┌──

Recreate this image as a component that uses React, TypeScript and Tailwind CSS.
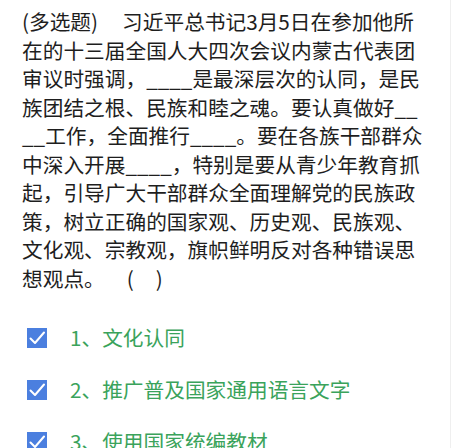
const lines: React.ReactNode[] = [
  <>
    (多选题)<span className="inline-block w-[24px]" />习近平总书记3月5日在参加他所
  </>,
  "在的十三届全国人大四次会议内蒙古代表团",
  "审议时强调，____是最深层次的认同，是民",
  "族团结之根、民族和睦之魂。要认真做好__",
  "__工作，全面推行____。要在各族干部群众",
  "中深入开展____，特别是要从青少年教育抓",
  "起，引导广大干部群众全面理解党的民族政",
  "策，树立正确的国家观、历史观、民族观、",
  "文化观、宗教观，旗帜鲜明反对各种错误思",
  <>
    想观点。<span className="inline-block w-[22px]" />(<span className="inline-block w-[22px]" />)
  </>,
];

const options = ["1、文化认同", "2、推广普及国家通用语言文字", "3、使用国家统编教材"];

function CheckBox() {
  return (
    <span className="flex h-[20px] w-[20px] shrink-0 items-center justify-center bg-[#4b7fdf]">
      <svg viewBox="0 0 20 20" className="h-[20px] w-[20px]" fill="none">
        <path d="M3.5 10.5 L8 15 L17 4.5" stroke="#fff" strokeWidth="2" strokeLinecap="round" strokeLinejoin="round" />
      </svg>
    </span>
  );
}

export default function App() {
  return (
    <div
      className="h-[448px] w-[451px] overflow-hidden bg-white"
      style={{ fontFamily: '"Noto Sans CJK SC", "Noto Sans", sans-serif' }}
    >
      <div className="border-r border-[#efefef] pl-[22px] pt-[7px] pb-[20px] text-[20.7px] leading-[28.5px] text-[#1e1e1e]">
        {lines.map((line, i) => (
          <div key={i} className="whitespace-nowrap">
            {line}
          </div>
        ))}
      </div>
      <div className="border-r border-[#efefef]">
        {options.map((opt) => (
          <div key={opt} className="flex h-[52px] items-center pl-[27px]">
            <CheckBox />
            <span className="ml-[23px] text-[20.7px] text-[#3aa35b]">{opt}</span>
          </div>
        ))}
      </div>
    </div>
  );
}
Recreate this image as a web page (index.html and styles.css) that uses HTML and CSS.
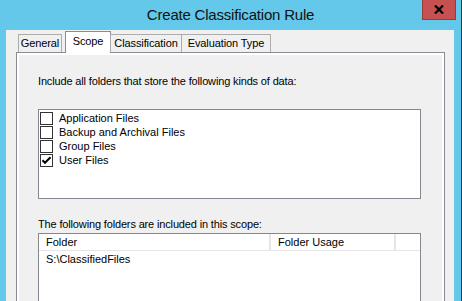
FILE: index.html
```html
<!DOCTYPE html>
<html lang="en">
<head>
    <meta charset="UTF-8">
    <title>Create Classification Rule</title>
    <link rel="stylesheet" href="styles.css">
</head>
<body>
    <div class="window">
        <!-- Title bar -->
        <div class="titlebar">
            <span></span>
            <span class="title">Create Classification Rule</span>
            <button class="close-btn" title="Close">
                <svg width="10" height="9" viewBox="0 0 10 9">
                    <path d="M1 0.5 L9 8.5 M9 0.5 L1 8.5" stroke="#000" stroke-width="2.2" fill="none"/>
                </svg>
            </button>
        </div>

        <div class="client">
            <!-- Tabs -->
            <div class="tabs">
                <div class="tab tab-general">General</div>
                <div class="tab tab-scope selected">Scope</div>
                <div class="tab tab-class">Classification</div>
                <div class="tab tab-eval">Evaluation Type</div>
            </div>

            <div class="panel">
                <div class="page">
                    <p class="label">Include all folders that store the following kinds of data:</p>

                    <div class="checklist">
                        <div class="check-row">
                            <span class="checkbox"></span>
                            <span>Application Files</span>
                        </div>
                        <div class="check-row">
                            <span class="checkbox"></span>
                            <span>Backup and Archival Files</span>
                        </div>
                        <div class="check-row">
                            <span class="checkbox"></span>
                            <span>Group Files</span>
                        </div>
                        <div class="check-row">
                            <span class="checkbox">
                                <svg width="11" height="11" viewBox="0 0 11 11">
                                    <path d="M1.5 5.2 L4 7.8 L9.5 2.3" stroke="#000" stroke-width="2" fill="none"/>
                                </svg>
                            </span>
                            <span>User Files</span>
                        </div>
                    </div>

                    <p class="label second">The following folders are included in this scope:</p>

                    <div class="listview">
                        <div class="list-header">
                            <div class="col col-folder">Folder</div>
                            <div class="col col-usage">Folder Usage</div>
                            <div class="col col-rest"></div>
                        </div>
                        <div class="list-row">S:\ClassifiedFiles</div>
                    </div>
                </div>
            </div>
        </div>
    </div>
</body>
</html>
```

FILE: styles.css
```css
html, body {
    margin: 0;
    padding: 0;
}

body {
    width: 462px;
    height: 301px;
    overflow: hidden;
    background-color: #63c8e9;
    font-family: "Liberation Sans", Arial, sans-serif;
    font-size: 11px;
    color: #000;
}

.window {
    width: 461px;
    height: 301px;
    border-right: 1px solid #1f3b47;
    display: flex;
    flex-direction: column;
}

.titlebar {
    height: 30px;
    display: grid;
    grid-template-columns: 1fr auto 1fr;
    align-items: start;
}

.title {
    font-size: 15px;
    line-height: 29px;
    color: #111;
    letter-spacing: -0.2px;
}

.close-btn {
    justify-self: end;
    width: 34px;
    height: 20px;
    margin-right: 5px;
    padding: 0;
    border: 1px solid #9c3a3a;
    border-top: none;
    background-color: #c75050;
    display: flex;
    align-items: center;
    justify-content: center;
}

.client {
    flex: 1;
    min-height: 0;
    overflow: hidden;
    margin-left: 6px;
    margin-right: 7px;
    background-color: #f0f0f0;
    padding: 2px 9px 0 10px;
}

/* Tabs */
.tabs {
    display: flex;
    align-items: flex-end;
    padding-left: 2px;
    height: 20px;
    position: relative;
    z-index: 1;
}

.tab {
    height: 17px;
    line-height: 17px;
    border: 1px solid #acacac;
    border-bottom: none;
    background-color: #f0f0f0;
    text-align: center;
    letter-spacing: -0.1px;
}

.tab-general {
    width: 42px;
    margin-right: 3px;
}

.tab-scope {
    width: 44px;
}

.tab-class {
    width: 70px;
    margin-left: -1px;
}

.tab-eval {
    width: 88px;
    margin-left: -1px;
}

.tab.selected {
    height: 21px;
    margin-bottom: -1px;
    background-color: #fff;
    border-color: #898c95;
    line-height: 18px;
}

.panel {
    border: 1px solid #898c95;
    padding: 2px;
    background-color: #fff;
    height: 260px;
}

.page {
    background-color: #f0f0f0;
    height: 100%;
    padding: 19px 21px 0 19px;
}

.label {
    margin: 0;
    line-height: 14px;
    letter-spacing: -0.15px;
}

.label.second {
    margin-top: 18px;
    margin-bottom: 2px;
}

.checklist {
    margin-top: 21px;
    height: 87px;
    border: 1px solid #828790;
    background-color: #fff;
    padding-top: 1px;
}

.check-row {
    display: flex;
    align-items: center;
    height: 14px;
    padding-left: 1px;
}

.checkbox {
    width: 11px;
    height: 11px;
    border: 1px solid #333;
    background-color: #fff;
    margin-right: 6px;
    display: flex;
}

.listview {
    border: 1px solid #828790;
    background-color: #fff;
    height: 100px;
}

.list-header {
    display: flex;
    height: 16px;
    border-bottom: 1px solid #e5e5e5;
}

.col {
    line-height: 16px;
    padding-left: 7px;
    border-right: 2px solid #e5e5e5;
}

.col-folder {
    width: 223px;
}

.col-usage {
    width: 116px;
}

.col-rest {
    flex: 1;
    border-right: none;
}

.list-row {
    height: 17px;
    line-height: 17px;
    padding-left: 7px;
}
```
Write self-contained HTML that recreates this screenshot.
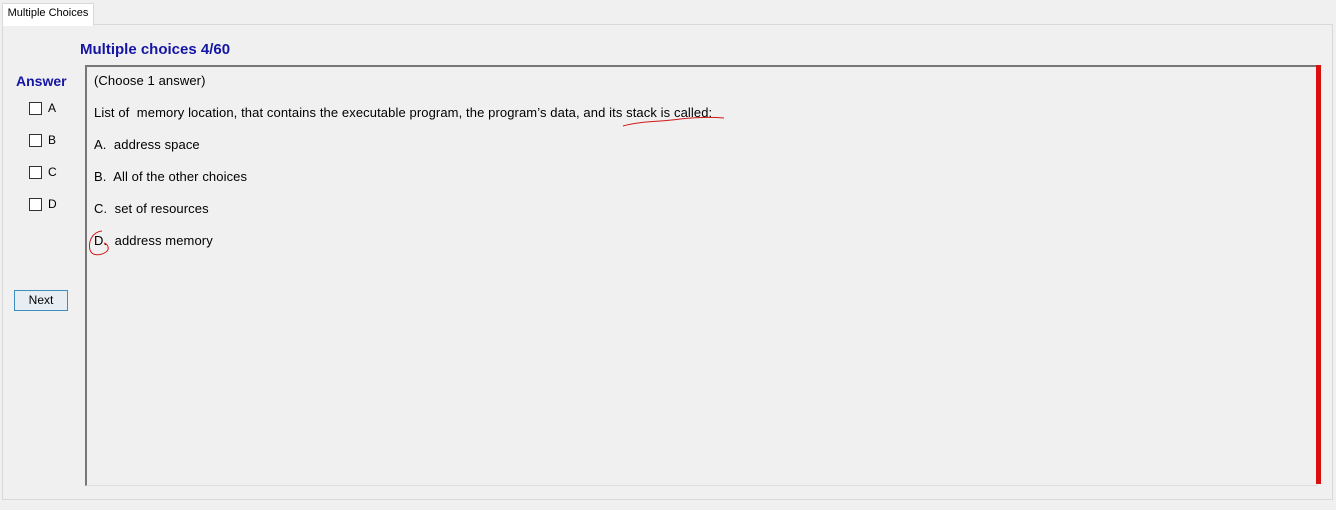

└──

--- Directions ---
Each line of the material must be retyped exactly, except that images are omitted.

--- Answer to the exercise ---
Recreate this image as a component that uses React, TypeScript and Tailwind CSS.
const lines: React.ReactNode[] = [
  <>
    (多选题)<span className="inline-block w-[24px]" />习近平总书记3月5日在参加他所
  </>,
  "在的十三届全国人大四次会议内蒙古代表团",
  "审议时强调，____是最深层次的认同，是民",
  "族团结之根、民族和睦之魂。要认真做好__",
  "__工作，全面推行____。要在各族干部群众",
  "中深入开展____，特别是要从青少年教育抓",
  "起，引导广大干部群众全面理解党的民族政",
  "策，树立正确的国家观、历史观、民族观、",
  "文化观、宗教观，旗帜鲜明反对各种错误思",
  <>
    想观点。<span className="inline-block w-[22px]" />(<span className="inline-block w-[22px]" />)
  </>,
];

const options = ["1、文化认同", "2、推广普及国家通用语言文字", "3、使用国家统编教材"];

function CheckBox() {
  return (
    <span className="flex h-[20px] w-[20px] shrink-0 items-center justify-center bg-[#4b7fdf]">
      <svg viewBox="0 0 20 20" className="h-[20px] w-[20px]" fill="none">
        <path d="M3.5 10.5 L8 15 L17 4.5" stroke="#fff" strokeWidth="2" strokeLinecap="round" strokeLinejoin="round" />
      </svg>
    </span>
  );
}

export default function App() {
  return (
    <div
      className="h-[448px] w-[451px] overflow-hidden bg-white"
      style={{ fontFamily: '"Noto Sans CJK SC", "Noto Sans", sans-serif' }}
    >
      <div className="border-r border-[#efefef] pl-[22px] pt-[7px] pb-[20px] text-[20.7px] leading-[28.5px] text-[#1e1e1e]">
        {lines.map((line, i) => (
          <div key={i} className="whitespace-nowrap">
            {line}
          </div>
        ))}
      </div>
      <div className="border-r border-[#efefef]">
        {options.map((opt) => (
          <div key={opt} className="flex h-[52px] items-center pl-[27px]">
            <CheckBox />
            <span className="ml-[23px] text-[20.7px] text-[#3aa35b]">{opt}</span>
          </div>
        ))}
      </div>
    </div>
  );
}
Recreate this image as a web page (index.html and styles.css) that uses HTML and CSS.
FILE: index.html
```html
<!DOCTYPE html>
<html lang="en">
<head>
    <meta charset="UTF-8">
    <title>Create Classification Rule</title>
    <link rel="stylesheet" href="styles.css">
</head>
<body>
    <div class="window">
        <!-- Title bar -->
        <div class="titlebar">
            <span></span>
            <span class="title">Create Classification Rule</span>
            <button class="close-btn" title="Close">
                <svg width="10" height="9" viewBox="0 0 10 9">
                    <path d="M1 0.5 L9 8.5 M9 0.5 L1 8.5" stroke="#000" stroke-width="2.2" fill="none"/>
                </svg>
            </button>
        </div>

        <div class="client">
            <!-- Tabs -->
            <div class="tabs">
                <div class="tab tab-general">General</div>
                <div class="tab tab-scope selected">Scope</div>
                <div class="tab tab-class">Classification</div>
                <div class="tab tab-eval">Evaluation Type</div>
            </div>

            <div class="panel">
                <div class="page">
                    <p class="label">Include all folders that store the following kinds of data:</p>

                    <div class="checklist">
                        <div class="check-row">
                            <span class="checkbox"></span>
                            <span>Application Files</span>
                        </div>
                        <div class="check-row">
                            <span class="checkbox"></span>
                            <span>Backup and Archival Files</span>
                        </div>
                        <div class="check-row">
                            <span class="checkbox"></span>
                            <span>Group Files</span>
                        </div>
                        <div class="check-row">
                            <span class="checkbox">
                                <svg width="11" height="11" viewBox="0 0 11 11">
                                    <path d="M1.5 5.2 L4 7.8 L9.5 2.3" stroke="#000" stroke-width="2" fill="none"/>
                                </svg>
                            </span>
                            <span>User Files</span>
                        </div>
                    </div>

                    <p class="label second">The following folders are included in this scope:</p>

                    <div class="listview">
                        <div class="list-header">
                            <div class="col col-folder">Folder</div>
                            <div class="col col-usage">Folder Usage</div>
                            <div class="col col-rest"></div>
                        </div>
                        <div class="list-row">S:\ClassifiedFiles</div>
                    </div>
                </div>
            </div>
        </div>
    </div>
</body>
</html>
```

FILE: styles.css
```css
html, body {
    margin: 0;
    padding: 0;
}

body {
    width: 462px;
    height: 301px;
    overflow: hidden;
    background-color: #63c8e9;
    font-family: "Liberation Sans", Arial, sans-serif;
    font-size: 11px;
    color: #000;
}

.window {
    width: 461px;
    height: 301px;
    border-right: 1px solid #1f3b47;
    display: flex;
    flex-direction: column;
}

.titlebar {
    height: 30px;
    display: grid;
    grid-template-columns: 1fr auto 1fr;
    align-items: start;
}

.title {
    font-size: 15px;
    line-height: 29px;
    color: #111;
    letter-spacing: -0.2px;
}

.close-btn {
    justify-self: end;
    width: 34px;
    height: 20px;
    margin-right: 5px;
    padding: 0;
    border: 1px solid #9c3a3a;
    border-top: none;
    background-color: #c75050;
    display: flex;
    align-items: center;
    justify-content: center;
}

.client {
    flex: 1;
    min-height: 0;
    overflow: hidden;
    margin-left: 6px;
    margin-right: 7px;
    background-color: #f0f0f0;
    padding: 2px 9px 0 10px;
}

/* Tabs */
.tabs {
    display: flex;
    align-items: flex-end;
    padding-left: 2px;
    height: 20px;
    position: relative;
    z-index: 1;
}

.tab {
    height: 17px;
    line-height: 17px;
    border: 1px solid #acacac;
    border-bottom: none;
    background-color: #f0f0f0;
    text-align: center;
    letter-spacing: -0.1px;
}

.tab-general {
    width: 42px;
    margin-right: 3px;
}

.tab-scope {
    width: 44px;
}

.tab-class {
    width: 70px;
    margin-left: -1px;
}

.tab-eval {
    width: 88px;
    margin-left: -1px;
}

.tab.selected {
    height: 21px;
    margin-bottom: -1px;
    background-color: #fff;
    border-color: #898c95;
    line-height: 18px;
}

.panel {
    border: 1px solid #898c95;
    padding: 2px;
    background-color: #fff;
    height: 260px;
}

.page {
    background-color: #f0f0f0;
    height: 100%;
    padding: 19px 21px 0 19px;
}

.label {
    margin: 0;
    line-height: 14px;
    letter-spacing: -0.15px;
}

.label.second {
    margin-top: 18px;
    margin-bottom: 2px;
}

.checklist {
    margin-top: 21px;
    height: 87px;
    border: 1px solid #828790;
    background-color: #fff;
    padding-top: 1px;
}

.check-row {
    display: flex;
    align-items: center;
    height: 14px;
    padding-left: 1px;
}

.checkbox {
    width: 11px;
    height: 11px;
    border: 1px solid #333;
    background-color: #fff;
    margin-right: 6px;
    display: flex;
}

.listview {
    border: 1px solid #828790;
    background-color: #fff;
    height: 100px;
}

.list-header {
    display: flex;
    height: 16px;
    border-bottom: 1px solid #e5e5e5;
}

.col {
    line-height: 16px;
    padding-left: 7px;
    border-right: 2px solid #e5e5e5;
}

.col-folder {
    width: 223px;
}

.col-usage {
    width: 116px;
}

.col-rest {
    flex: 1;
    border-right: none;
}

.list-row {
    height: 17px;
    line-height: 17px;
    padding-left: 7px;
}
```
Write self-contained HTML that recreates this screenshot.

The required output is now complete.